The exercise: Lines holding the string "components" are the ones to copy; find them all in the data.

Start Given information

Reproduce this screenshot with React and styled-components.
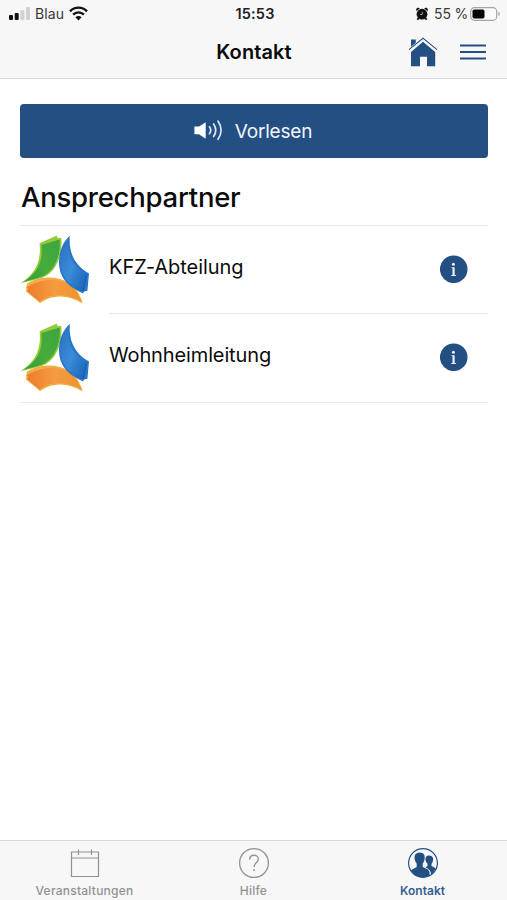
import React from "react";
import styled, { createGlobalStyle } from "styled-components";

const BLUE = "#234f83";

const GlobalStyle = createGlobalStyle`
  *, *::before, *::after { box-sizing: border-box; }
  body { margin: 0; background: #fff; }
  h1, h2, ul { margin: 0; padding: 0; }
  svg { display: block; flex: none; }
`;

const Screen = styled.div`
  display: flex;
  flex-direction: column;
  width: 100%;
  height: 100vh;
  overflow: hidden;
  background: #fff;
  color: #0b0b0b;
  font-family: Inter, "Liberation Sans", sans-serif;
`;

const Header = styled.header`
  flex: none;
  height: 79px;
  background: #f7f7f7;
  border-bottom: 1px solid #d9d9d9;
`;

const HeaderRow = styled.div`
  display: grid;
  grid-template-columns: 1fr auto 1fr;
  align-items: center;
`;

const StatusBar = styled(HeaderRow)`
  height: 27px;
  padding: 0 6px 0 9px;
  font-size: 14px;
  line-height: 18px;
  color: #3a3a3a;
`;

const NavBar = styled(HeaderRow)`
  height: 50px;
  padding: 0 21px;
`;

const Cluster = styled.div`
  display: flex;
  align-items: center;
  justify-content: ${(p) => (p.$end ? "flex-end" : "flex-start")};
  gap: ${(p) => p.$gap || 0}px;
`;

const StatusText = styled.span`
  letter-spacing: ${(p) => p.$track || 0}px;
  white-space: nowrap;
`;

const Clock = styled.time`
  font-size: 14.5px;
  font-weight: 600;
  letter-spacing: 0.2px;
  color: #202020;
`;

const Title = styled.h1`
  grid-column: 2;
  padding-left: 1px;
  font-size: 20px;
  line-height: 24px;
  font-weight: 600;
  letter-spacing: 0.1px;
`;

const IconButton = styled.button`
  display: block;
  padding: 0;
  border: 0;
  background: none;
  color: ${BLUE};
`;

const Content = styled.main`
  flex: 1;
  padding: 25px 19px 0 20px;
`;

const ReadButton = styled.button`
  display: flex;
  align-items: center;
  justify-content: center;
  gap: 11px;
  width: 100%;
  height: 54px;
  padding: 0 2px 0 0;
  border: 0;
  border-radius: 4px;
  background: ${BLUE};
  color: #f1f6fc;
  font: 400 19px/24px Inter, "Liberation Sans", sans-serif;
  letter-spacing: -0.2px;
`;

const ReadLabel = styled.span`
  padding-top: 2px;
`;

const SectionTitle = styled.h2`
  height: 68px;
  padding: 21px 0 0 1px;
  border-bottom: 1px solid #e8e8e8;
  font-size: 27.5px;
  line-height: 36px;
  font-weight: 500;
  letter-spacing: -0.25px;
`;

const ContactList = styled.ul`
  list-style: none;
  border-bottom: 1px solid #e8e8e8;
`;

const ContactItem = styled.li`
  display: flex;
  height: 88px;
`;

const LogoCell = styled.div`
  width: 89px;
  padding-top: 8px;
`;

const ContactBody = styled.div`
  display: flex;
  flex: 1;
  align-items: flex-start;
  justify-content: space-between;
  padding: 29px 20px 0 0;
  border-bottom: 1px solid ${(p) => (p.$last ? "transparent" : "#e8e8e8")};
`;

const ContactName = styled.span`
  margin-top: -1px;
  font-size: 20px;
  line-height: 26px;
  letter-spacing: ${(p) => p.$track}px;
`;

const TabBar = styled.nav`
  display: grid;
  grid-template-columns: repeat(3, 1fr);
  flex: none;
  height: 60px;
  border-top: 1px solid #d9d9d9;
  background: #f7f7f7;
`;

const Tab = styled.a`
  display: flex;
  flex-direction: column;
  align-items: center;
  padding-top: 6px;
  color: ${(p) => (p.$active ? "#355e91" : "#929292")};
  font-size: 12px;
  line-height: 16px;
  font-weight: ${(p) => (p.$active ? 600 : 500)};
  letter-spacing: ${(p) => p.$track}px;

  svg { margin-bottom: 4px; }
`;

function Signal() {
  return (
    <svg width="21" height="14" viewBox="0 0 21 14">
      <rect x="0" y="8" width="4" height="5" rx="1" fill="#111" />
      <rect x="5.7" y="6" width="4" height="7" rx="1" fill="#111" />
      <rect x="11.4" y="3" width="4" height="10" rx="1" fill="#d2d2d2" />
      <rect x="17" y="0" width="4" height="13" rx="1" fill="#d2d2d2" />
    </svg>
  );
}

function Wifi() {
  return (
    <svg width="19" height="15" viewBox="0 0 19 15" fill="none" stroke="#111" strokeWidth="2.4">
      <path d="M1 5.3C5.8.4 13.2.4 18 5.3" />
      <path d="M4.1 8.6C7.2 5.6 11.8 5.6 14.9 8.6" />
      <path d="M9.5 14.4 6.4 11.2C8.2 9.6 10.8 9.6 12.6 11.2Z" fill="#111" stroke="none" />
    </svg>
  );
}

function Alarm() {
  return (
    <svg width="12" height="14" viewBox="0 0 12 14">
      <path d="M.3 4.2V2.1C.7.8 2.7.4 3.8 1.5ZM11.7 4.2V2.1C11.3.8 9.3.4 8.2 1.5Z" fill="#111" />
      <circle cx="6" cy="7.2" r="5.4" fill="#111" />
      <path d="m2.6 11-1.2 1.8M9.4 11l1.2 1.8" stroke="#111" strokeWidth="1.8" />
      <path d="M6.3 4.8v2.7H4" fill="none" stroke="#b8b8b8" strokeWidth=".8" />
    </svg>
  );
}

function Battery() {
  return (
    <svg width="31" height="14" viewBox="0 0 31 14">
      <rect x=".7" y=".7" width="26" height="12.6" rx="3.8" fill="#fafafa" stroke="#a5a5a5" strokeWidth="1.2" />
      <rect x="2.5" y="2.5" width="12" height="9" rx="1.8" fill="#050505" />
      <path d="M28.3 4.8c2 .6 2 3.8 0 4.4Z" fill="#aaa" />
    </svg>
  );
}

function House() {
  return (
    <svg width="30" height="30" viewBox="0 0 30 30" fill="currentColor">
      <path d="M3 2.4h4.8v3.4L3 9.8Z" />
      <path d="M15 4.8 27.2 15v14.2h-8.2v-9.4h-7v9.4H3V15Z" />
      <path d="M1 12.6 15 1.2 29 12.6" fill="none" stroke="currentColor" strokeWidth="1.1" />
      <path d="M1.8 13.7 15 2.9 28.2 13.7" fill="none" stroke="#f1f5fa" strokeWidth="1.1" />
    </svg>
  );
}

function Menu() {
  return (
    <svg width="26" height="17" viewBox="0 0 26 17" fill="currentColor">
      <rect y=".5" width="26" height="2" />
      <rect y="7" width="26" height="2" />
      <rect y="13.5" width="26" height="2" />
    </svg>
  );
}

function Speaker() {
  return (
    <svg width="30" height="24" viewBox="0 0 30 24">
      <path d="M.4 7.6h4.6L11.7 3.2v16.6L5 15.2H.4Z" fill="#fff" />
      <g fill="none" stroke="#dce8f5" strokeWidth="1.7" strokeLinecap="round">
        <path d="M15.4 7.8Q18.2 11.3 15.4 14.7" />
        <path d="M19.6 5Q24 11.3 19.6 17.5" />
        <path d="M24 2.1Q30.2 11.3 24 20.3" />
      </g>
    </svg>
  );
}

function CompanyLogo({ id }) {
  return (
    <svg width="70" height="72" viewBox="0 0 70 72">
      <defs>
        <linearGradient id={`${id}-green`} x1="1" y1="0" x2="0" y2="1">
          <stop offset="0" stopColor="#3ba540" />
          <stop offset=".55" stopColor="#47ac3b" />
          <stop offset="1" stopColor="#2f9c40" />
        </linearGradient>
        <linearGradient id={`${id}-blue`} x1="0" y1="0" x2="1" y2="1">
          <stop offset="0" stopColor="#2c6fc0" />
          <stop offset=".5" stopColor="#3a8cd8" />
          <stop offset="1" stopColor="#1760b4" />
        </linearGradient>
        <linearGradient id={`${id}-orange`} x1="0" y1="0" x2="1" y2="0">
          <stop offset="0" stopColor="#ee7c29" />
          <stop offset=".5" stopColor="#f59b42" />
          <stop offset="1" stopColor="#ef932e" />
        </linearGradient>
      </defs>
      <path d="M19.6 9.3 36.8 1.6 37.6 4.2 41.2 3.8C43 21 36 40 20 44.6L.6 49.3C14.5 40 21.5 29 19.6 9.3Z" fill="#93cb37" />
      <path d="M21.5 11 39.6 5.6C41.2 21 34.5 39 19.5 43.6L3 48C17 40 23.2 28 21.5 11Z" fill={`url(#${id}-green)`} />
      <path d="M6 57.6 7 49.4C20 41.6 38 41.5 49 49 56 54 60 60 62.8 69.5 48 60.5 33 60 20 69Z" fill="#f4ac45" />
      <path d="M7.4 57.5 8.4 52.4C21 45 37 43.4 48 50 54.5 54.2 58.5 60 61.4 67.5 47 59 32 58.8 19.6 67.2Z" fill={`url(#${id}-orange)`} />
      <path d="m6.2 53.5 3.2-.8 11 15.4" fill="none" stroke="#ef8030" strokeWidth=".9" />
      <path d="M49.8 1.7C48.6 18 54 31 69 39.6L67.4 57 63.6 57.4 63.2 59.5C49 53.5 39.2 44 39 29 38.9 17 43 8 49.8 1.7Z" fill="#2876c8" />
      <path d="M48.6 5C46.8 19 52 32 66 41.2L62.6 57.6C49 51.5 40.6 42 40.5 28 40.6 18 43.6 10 48.6 5Z" fill={`url(#${id}-blue)`} />
      <path d="m66.2 41.5-3 16.2" fill="none" stroke="#1558a6" strokeWidth="1" />
    </svg>
  );
}

function Info() {
  return (
    <svg width="28" height="28" viewBox="0 0 28 28">
      <circle cx="13.7" cy="14.3" r="13.8" fill={BLUE} />
      <circle cx="13.4" cy="9.2" r="1.5" fill="#e8eff8" />
      <path d="M11.5 12.3h3.2V20h1.2v.9h-4.6V20h1.2v-6.8h-1Z" fill="#e8eff8" />
    </svg>
  );
}

function Calendar() {
  return (
    <svg width="30" height="32" viewBox="0 0 30 32" fill="none" stroke="currentColor" strokeWidth="1.2">
      <path d="M1.5 5h27v24.5h-27ZM1.5 11h27M8.5 2.5v5.5M21.5 2.5v5.5" />
    </svg>
  );
}

function Help() {
  return (
    <svg width="32" height="32" viewBox="0 0 32 32" fill="none" stroke="currentColor">
      <circle cx="16" cy="16" r="14.4" strokeWidth="1.3" />
      <path d="M11.6 12.6C11.7 10 13.5 8.3 16 8.3S20.4 10 20.4 12.2C20.4 15.4 16 15.8 16 19.9" strokeWidth="1.4" />
      <circle cx="16" cy="22.9" r="1" fill="currentColor" stroke="none" />
    </svg>
  );
}

function People() {
  return (
    <svg width="32" height="32" viewBox="0 0 32 32">
      <circle cx="16" cy="16" r="14.4" fill="none" stroke={BLUE} strokeWidth="1.2" />
      <path d="M18.5 20.2 20.5 19v-2.3C18.4 15 18 12 18.7 10.5 20 7.7 25 8 26 11c.4 2-.1 4.2-1.5 5.7V19l4.2 2.2C27.4 24 26 26.2 24.2 27.6 23.8 23.2 21.5 22 18.5 20.2Z" fill={BLUE} />
      <path d="M9.7 20V16.6C7.4 14 7 9.5 8.3 7.5 10 4.7 15.3 4.8 17 7.4 18.5 10 17.5 14.5 15.7 16.6V20C18.5 21.4 21.8 22 22.5 25.5L22.8 28.2C17 32 8 31 3.4 23.4Z" fill={BLUE} />
    </svg>
  );
}

const contacts = [
  { name: "KFZ-Abteilung", id: "kfz", track: -0.05 },
  { name: "Wohnheimleitung", id: "wohnheim", track: -0.13 },
];

const tabs = [
  { label: "Veranstaltungen", Icon: Calendar, track: 0.24 },
  { label: "Hilfe", Icon: Help, track: 0.2 },
  { label: "Kontakt", Icon: People, active: true, track: 0.05 },
];

export default function App() {
  return (
    <Screen>
      <GlobalStyle />
      <Header>
        <StatusBar>
          <Cluster $gap={5}>
            <Signal />
            <StatusText $track={0.1}>Blau</StatusText>
            <Wifi />
          </Cluster>
          <Clock>15:53</Clock>
          <Cluster $end $gap={2}>
            <Cluster $gap={6}>
              <Alarm />
              <StatusText $track={-0.2}>55 %</StatusText>
            </Cluster>
            <Battery />
          </Cluster>
        </StatusBar>
        <NavBar>
          <Title>Kontakt</Title>
          <Cluster $end $gap={22}>
            <IconButton aria-label="Startseite"><House /></IconButton>
            <IconButton aria-label="Menü"><Menu /></IconButton>
          </Cluster>
        </NavBar>
      </Header>
      <Content>
        <ReadButton><Speaker /><ReadLabel>Vorlesen</ReadLabel></ReadButton>
        <SectionTitle>Ansprechpartner</SectionTitle>
        <ContactList>
          {contacts.map((contact, index) => (
            <ContactItem key={contact.id}>
              <LogoCell><CompanyLogo id={contact.id} /></LogoCell>
              <ContactBody $last={index === contacts.length - 1}>
                <ContactName $track={contact.track}>{contact.name}</ContactName>
                <IconButton aria-label="Informationen"><Info /></IconButton>
              </ContactBody>
            </ContactItem>
          ))}
        </ContactList>
      </Content>
      <TabBar>
        {tabs.map(({ label, Icon, active, track }) => (
          <Tab key={label} $active={active} $track={track}>
            <Icon />
            {label}
          </Tab>
        ))}
      </TabBar>
    </Screen>
  );
}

End Given information

In response:
Reproduce this screenshot with React and styled-components.
import styled, { createGlobalStyle } from "styled-components";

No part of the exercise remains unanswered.